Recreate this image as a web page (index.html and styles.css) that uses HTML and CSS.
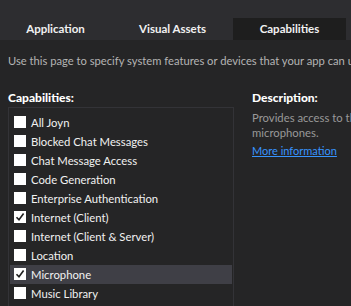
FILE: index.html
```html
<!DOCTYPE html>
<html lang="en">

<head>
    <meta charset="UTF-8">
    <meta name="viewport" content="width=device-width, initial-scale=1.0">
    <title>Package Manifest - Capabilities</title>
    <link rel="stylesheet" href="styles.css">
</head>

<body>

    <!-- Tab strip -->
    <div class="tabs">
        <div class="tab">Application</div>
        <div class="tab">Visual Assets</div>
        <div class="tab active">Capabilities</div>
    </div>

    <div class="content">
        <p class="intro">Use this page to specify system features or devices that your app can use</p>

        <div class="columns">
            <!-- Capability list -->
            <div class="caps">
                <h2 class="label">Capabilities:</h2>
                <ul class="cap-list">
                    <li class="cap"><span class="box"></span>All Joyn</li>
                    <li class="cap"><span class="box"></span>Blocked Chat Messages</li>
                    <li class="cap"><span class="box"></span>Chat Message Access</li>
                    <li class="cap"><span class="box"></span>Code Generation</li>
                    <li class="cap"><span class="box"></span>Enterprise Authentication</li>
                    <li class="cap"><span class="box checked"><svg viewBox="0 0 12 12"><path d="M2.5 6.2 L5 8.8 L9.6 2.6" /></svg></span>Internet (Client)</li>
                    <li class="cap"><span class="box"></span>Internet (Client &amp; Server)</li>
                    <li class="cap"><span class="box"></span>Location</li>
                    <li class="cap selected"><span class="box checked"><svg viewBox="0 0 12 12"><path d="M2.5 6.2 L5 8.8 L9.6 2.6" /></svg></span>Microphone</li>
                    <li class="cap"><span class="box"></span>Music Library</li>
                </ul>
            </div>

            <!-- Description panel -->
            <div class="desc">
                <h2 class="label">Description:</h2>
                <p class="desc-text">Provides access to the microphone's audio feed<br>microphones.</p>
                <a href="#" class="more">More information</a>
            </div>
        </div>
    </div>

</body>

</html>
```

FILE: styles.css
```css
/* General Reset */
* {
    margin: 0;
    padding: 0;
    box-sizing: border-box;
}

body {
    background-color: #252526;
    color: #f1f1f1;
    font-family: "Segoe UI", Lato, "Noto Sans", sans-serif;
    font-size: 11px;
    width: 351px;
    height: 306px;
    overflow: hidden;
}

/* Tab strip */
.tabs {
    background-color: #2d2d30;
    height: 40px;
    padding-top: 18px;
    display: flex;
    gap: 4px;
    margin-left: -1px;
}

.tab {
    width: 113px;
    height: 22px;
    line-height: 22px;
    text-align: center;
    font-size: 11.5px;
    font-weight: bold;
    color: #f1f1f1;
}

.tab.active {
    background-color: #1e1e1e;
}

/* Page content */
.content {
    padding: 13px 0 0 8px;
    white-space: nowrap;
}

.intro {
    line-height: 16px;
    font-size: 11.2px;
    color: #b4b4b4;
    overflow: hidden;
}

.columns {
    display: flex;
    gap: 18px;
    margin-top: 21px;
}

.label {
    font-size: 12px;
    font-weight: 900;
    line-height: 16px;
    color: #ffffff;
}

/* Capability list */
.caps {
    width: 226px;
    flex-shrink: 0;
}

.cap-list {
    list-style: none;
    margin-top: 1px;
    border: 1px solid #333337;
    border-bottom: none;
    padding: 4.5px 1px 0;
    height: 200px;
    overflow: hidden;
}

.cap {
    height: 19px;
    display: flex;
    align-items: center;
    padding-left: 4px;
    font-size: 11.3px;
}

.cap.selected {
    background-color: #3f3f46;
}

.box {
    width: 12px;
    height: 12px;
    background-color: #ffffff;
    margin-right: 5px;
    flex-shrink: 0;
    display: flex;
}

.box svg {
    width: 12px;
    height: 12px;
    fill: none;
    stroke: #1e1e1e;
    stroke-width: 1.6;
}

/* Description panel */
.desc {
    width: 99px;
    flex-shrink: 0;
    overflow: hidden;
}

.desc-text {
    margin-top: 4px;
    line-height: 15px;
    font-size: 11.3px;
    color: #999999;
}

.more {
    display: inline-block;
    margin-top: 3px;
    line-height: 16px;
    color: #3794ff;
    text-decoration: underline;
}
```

• [Work to do]:
Copy out all the data exactly; skip the pictures.

• [Answer to the problem]:
Recreate this image as a web page (index.html and styles.css) that uses HTML and CSS.
FILE: index.html
```html
<!DOCTYPE html>
<html lang="en">

<head>
    <meta charset="UTF-8">
    <meta name="viewport" content="width=device-width, initial-scale=1.0">
    <title>Package Manifest - Capabilities</title>
    <link rel="stylesheet" href="styles.css">
</head>

<body>

    <!-- Tab strip -->
    <div class="tabs">
        <div class="tab">Application</div>
        <div class="tab">Visual Assets</div>
        <div class="tab active">Capabilities</div>
    </div>

    <div class="content">
        <p class="intro">Use this page to specify system features or devices that your app can use</p>

        <div class="columns">
            <!-- Capability list -->
            <div class="caps">
                <h2 class="label">Capabilities:</h2>
                <ul class="cap-list">
                    <li class="cap"><span class="box"></span>All Joyn</li>
                    <li class="cap"><span class="box"></span>Blocked Chat Messages</li>
                    <li class="cap"><span class="box"></span>Chat Message Access</li>
                    <li class="cap"><span class="box"></span>Code Generation</li>
                    <li class="cap"><span class="box"></span>Enterprise Authentication</li>
                    <li class="cap"><span class="box checked"><svg viewBox="0 0 12 12"><path d="M2.5 6.2 L5 8.8 L9.6 2.6" /></svg></span>Internet (Client)</li>
                    <li class="cap"><span class="box"></span>Internet (Client &amp; Server)</li>
                    <li class="cap"><span class="box"></span>Location</li>
                    <li class="cap selected"><span class="box checked"><svg viewBox="0 0 12 12"><path d="M2.5 6.2 L5 8.8 L9.6 2.6" /></svg></span>Microphone</li>
                    <li class="cap"><span class="box"></span>Music Library</li>
                </ul>
            </div>

            <!-- Description panel -->
            <div class="desc">
                <h2 class="label">Description:</h2>
                <p class="desc-text">Provides access to the microphone's audio feed<br>microphones.</p>
                <a href="#" class="more">More information</a>
            </div>
        </div>
    </div>

</body>

</html>
```

FILE: styles.css
```css
/* General Reset */
* {
    margin: 0;
    padding: 0;
    box-sizing: border-box;
}

body {
    background-color: #252526;
    color: #f1f1f1;
    font-family: "Segoe UI", Lato, "Noto Sans", sans-serif;
    font-size: 11px;
    width: 351px;
    height: 306px;
    overflow: hidden;
}

/* Tab strip */
.tabs {
    background-color: #2d2d30;
    height: 40px;
    padding-top: 18px;
    display: flex;
    gap: 4px;
    margin-left: -1px;
}

.tab {
    width: 113px;
    height: 22px;
    line-height: 22px;
    text-align: center;
    font-size: 11.5px;
    font-weight: bold;
    color: #f1f1f1;
}

.tab.active {
    background-color: #1e1e1e;
}

/* Page content */
.content {
    padding: 13px 0 0 8px;
    white-space: nowrap;
}

.intro {
    line-height: 16px;
    font-size: 11.2px;
    color: #b4b4b4;
    overflow: hidden;
}

.columns {
    display: flex;
    gap: 18px;
    margin-top: 21px;
}

.label {
    font-size: 12px;
    font-weight: 900;
    line-height: 16px;
    color: #ffffff;
}

/* Capability list */
.caps {
    width: 226px;
    flex-shrink: 0;
}

.cap-list {
    list-style: none;
    margin-top: 1px;
    border: 1px solid #333337;
    border-bottom: none;
    padding: 4.5px 1px 0;
    height: 200px;
    overflow: hidden;
}

.cap {
    height: 19px;
    display: flex;
    align-items: center;
    padding-left: 4px;
    font-size: 11.3px;
}

.cap.selected {
    background-color: #3f3f46;
}

.box {
    width: 12px;
    height: 12px;
    background-color: #ffffff;
    margin-right: 5px;
    flex-shrink: 0;
    display: flex;
}

.box svg {
    width: 12px;
    height: 12px;
    fill: none;
    stroke: #1e1e1e;
    stroke-width: 1.6;
}

/* Description panel */
.desc {
    width: 99px;
    flex-shrink: 0;
    overflow: hidden;
}

.desc-text {
    margin-top: 4px;
    line-height: 15px;
    font-size: 11.3px;
    color: #999999;
}

.more {
    display: inline-block;
    margin-top: 3px;
    line-height: 16px;
    color: #3794ff;
    text-decoration: underline;
}
```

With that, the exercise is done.